## begin DATA SEGMENT

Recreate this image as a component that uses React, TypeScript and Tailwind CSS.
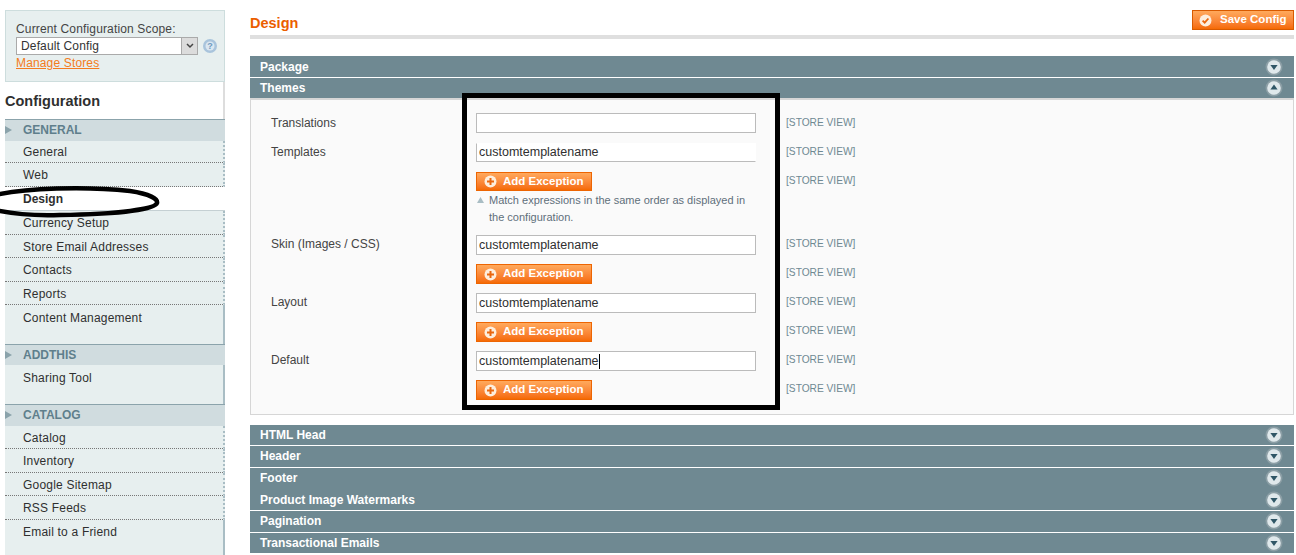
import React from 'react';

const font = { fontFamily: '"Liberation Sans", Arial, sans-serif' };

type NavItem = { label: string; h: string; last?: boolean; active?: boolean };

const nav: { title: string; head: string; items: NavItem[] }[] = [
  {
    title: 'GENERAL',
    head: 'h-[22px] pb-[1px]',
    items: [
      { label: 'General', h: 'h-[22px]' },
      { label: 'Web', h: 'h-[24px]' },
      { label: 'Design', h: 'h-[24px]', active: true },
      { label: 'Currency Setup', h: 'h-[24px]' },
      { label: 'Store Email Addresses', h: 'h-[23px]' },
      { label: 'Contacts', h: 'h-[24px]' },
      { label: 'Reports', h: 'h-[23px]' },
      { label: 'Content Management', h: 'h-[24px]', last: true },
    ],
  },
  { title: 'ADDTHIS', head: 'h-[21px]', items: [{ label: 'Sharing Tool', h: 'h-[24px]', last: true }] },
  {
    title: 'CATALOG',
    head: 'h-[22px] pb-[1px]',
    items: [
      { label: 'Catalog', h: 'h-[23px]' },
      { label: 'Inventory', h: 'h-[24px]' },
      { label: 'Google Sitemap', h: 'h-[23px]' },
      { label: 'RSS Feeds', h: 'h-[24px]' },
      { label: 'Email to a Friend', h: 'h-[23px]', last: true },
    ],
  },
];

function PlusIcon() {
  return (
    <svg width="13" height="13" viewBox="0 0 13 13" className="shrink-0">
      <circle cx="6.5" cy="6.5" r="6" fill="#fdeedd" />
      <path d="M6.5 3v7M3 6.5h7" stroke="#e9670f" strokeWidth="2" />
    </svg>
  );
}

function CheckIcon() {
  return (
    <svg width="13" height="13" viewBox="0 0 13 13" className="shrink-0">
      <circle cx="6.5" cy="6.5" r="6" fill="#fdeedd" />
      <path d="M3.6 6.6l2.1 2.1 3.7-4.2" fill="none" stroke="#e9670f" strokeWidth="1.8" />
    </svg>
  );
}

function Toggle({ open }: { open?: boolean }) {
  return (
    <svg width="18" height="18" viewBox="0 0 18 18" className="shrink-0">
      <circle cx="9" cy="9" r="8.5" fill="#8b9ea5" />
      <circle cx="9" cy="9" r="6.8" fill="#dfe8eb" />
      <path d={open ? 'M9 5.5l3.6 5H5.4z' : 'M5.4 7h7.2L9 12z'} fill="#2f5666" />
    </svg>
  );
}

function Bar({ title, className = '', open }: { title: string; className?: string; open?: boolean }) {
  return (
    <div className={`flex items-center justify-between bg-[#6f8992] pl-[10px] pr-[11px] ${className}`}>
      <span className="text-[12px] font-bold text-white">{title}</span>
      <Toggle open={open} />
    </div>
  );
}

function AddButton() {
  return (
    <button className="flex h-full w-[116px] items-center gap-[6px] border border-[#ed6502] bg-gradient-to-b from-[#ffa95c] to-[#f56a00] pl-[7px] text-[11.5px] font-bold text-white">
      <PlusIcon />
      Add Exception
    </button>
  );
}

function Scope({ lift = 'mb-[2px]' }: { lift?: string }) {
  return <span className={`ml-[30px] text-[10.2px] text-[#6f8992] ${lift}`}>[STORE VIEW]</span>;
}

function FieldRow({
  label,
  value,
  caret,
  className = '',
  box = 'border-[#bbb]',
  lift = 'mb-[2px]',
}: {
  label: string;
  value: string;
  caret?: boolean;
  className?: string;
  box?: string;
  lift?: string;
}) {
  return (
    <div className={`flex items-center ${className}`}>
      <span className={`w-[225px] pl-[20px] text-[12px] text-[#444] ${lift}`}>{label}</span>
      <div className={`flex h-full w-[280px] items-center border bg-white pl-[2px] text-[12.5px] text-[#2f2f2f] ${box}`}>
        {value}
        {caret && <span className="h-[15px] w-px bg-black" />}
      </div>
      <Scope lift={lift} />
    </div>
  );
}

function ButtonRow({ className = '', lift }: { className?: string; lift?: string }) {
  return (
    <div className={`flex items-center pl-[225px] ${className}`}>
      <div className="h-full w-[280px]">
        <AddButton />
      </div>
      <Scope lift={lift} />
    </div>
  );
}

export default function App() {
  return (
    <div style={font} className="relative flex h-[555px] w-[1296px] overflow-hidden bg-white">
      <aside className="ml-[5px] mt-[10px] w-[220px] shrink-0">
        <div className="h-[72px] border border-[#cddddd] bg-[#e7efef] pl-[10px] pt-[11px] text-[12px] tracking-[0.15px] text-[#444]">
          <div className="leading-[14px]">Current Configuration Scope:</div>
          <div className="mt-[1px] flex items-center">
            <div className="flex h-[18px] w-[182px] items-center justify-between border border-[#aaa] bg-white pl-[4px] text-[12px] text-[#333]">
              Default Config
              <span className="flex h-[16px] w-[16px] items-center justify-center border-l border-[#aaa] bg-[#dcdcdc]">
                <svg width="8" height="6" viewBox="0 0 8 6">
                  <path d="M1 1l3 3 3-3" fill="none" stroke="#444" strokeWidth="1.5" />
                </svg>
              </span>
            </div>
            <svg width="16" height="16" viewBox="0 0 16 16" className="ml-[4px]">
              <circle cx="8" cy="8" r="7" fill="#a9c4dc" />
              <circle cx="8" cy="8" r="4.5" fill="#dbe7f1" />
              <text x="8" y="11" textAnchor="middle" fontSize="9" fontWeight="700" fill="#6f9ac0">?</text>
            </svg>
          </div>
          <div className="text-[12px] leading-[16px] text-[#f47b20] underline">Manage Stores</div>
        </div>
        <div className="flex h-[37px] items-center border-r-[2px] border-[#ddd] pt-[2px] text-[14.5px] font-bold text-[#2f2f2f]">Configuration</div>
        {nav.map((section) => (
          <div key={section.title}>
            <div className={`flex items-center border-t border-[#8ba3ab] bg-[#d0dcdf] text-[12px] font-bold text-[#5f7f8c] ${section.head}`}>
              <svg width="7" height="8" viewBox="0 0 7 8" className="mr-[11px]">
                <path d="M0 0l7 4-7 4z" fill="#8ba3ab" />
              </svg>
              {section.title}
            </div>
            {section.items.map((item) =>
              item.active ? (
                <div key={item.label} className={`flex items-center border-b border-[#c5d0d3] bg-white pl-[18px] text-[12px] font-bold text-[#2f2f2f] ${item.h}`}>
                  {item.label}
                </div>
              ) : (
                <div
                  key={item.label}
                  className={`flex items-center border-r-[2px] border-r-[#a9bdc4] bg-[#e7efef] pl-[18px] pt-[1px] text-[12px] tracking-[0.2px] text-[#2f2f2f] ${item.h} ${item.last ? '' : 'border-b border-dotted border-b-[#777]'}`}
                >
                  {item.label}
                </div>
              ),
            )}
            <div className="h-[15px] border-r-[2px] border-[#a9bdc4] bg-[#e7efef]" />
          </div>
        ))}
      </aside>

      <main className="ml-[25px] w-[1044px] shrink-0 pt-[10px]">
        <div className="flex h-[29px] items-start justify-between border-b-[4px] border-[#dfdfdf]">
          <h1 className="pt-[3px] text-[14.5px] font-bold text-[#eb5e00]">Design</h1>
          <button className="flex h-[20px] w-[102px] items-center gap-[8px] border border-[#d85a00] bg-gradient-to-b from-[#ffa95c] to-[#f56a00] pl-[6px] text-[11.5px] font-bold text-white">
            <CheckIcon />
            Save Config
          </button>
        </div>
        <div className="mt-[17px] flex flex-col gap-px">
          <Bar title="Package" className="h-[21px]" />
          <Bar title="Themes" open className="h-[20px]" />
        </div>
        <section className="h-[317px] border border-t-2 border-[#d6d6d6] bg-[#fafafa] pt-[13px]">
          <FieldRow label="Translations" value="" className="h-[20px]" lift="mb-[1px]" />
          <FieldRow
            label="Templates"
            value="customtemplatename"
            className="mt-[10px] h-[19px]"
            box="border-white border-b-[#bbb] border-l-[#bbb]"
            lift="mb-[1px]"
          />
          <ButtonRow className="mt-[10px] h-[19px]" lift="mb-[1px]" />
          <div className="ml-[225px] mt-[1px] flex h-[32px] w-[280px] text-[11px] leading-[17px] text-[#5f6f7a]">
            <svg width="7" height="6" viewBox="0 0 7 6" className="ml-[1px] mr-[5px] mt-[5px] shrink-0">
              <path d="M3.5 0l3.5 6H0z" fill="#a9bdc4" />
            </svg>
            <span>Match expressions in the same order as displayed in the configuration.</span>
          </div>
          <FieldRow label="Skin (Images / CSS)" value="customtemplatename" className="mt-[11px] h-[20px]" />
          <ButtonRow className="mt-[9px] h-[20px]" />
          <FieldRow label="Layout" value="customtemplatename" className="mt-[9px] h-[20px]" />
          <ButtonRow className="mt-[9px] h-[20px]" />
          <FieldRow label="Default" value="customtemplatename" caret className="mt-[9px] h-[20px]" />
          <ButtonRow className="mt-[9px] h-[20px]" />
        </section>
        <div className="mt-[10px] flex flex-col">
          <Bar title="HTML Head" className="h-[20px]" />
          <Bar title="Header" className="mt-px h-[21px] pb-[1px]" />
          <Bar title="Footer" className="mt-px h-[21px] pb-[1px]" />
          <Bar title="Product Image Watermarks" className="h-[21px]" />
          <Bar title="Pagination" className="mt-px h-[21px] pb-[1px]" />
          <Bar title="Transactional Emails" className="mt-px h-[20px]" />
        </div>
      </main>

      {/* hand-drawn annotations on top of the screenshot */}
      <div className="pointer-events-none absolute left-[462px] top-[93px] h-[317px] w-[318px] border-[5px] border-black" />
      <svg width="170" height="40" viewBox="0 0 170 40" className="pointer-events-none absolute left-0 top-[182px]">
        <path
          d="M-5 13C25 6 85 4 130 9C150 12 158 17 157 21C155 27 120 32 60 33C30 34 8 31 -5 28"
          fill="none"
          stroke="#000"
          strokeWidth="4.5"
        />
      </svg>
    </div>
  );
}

## end DATA SEGMENT

## [WRITTEN PROBLEM]
Restate the data word for word from its first line through the line with "string; h: string;", leaving out any picture along the way.

## [TASK RESPONSE]
Recreate this image as a component that uses React, TypeScript and Tailwind CSS.
import React from 'react';

const font = { fontFamily: '"Liberation Sans", Arial, sans-serif' };

type NavItem = { label: string; h: string; last?: boolean; active?: boolean };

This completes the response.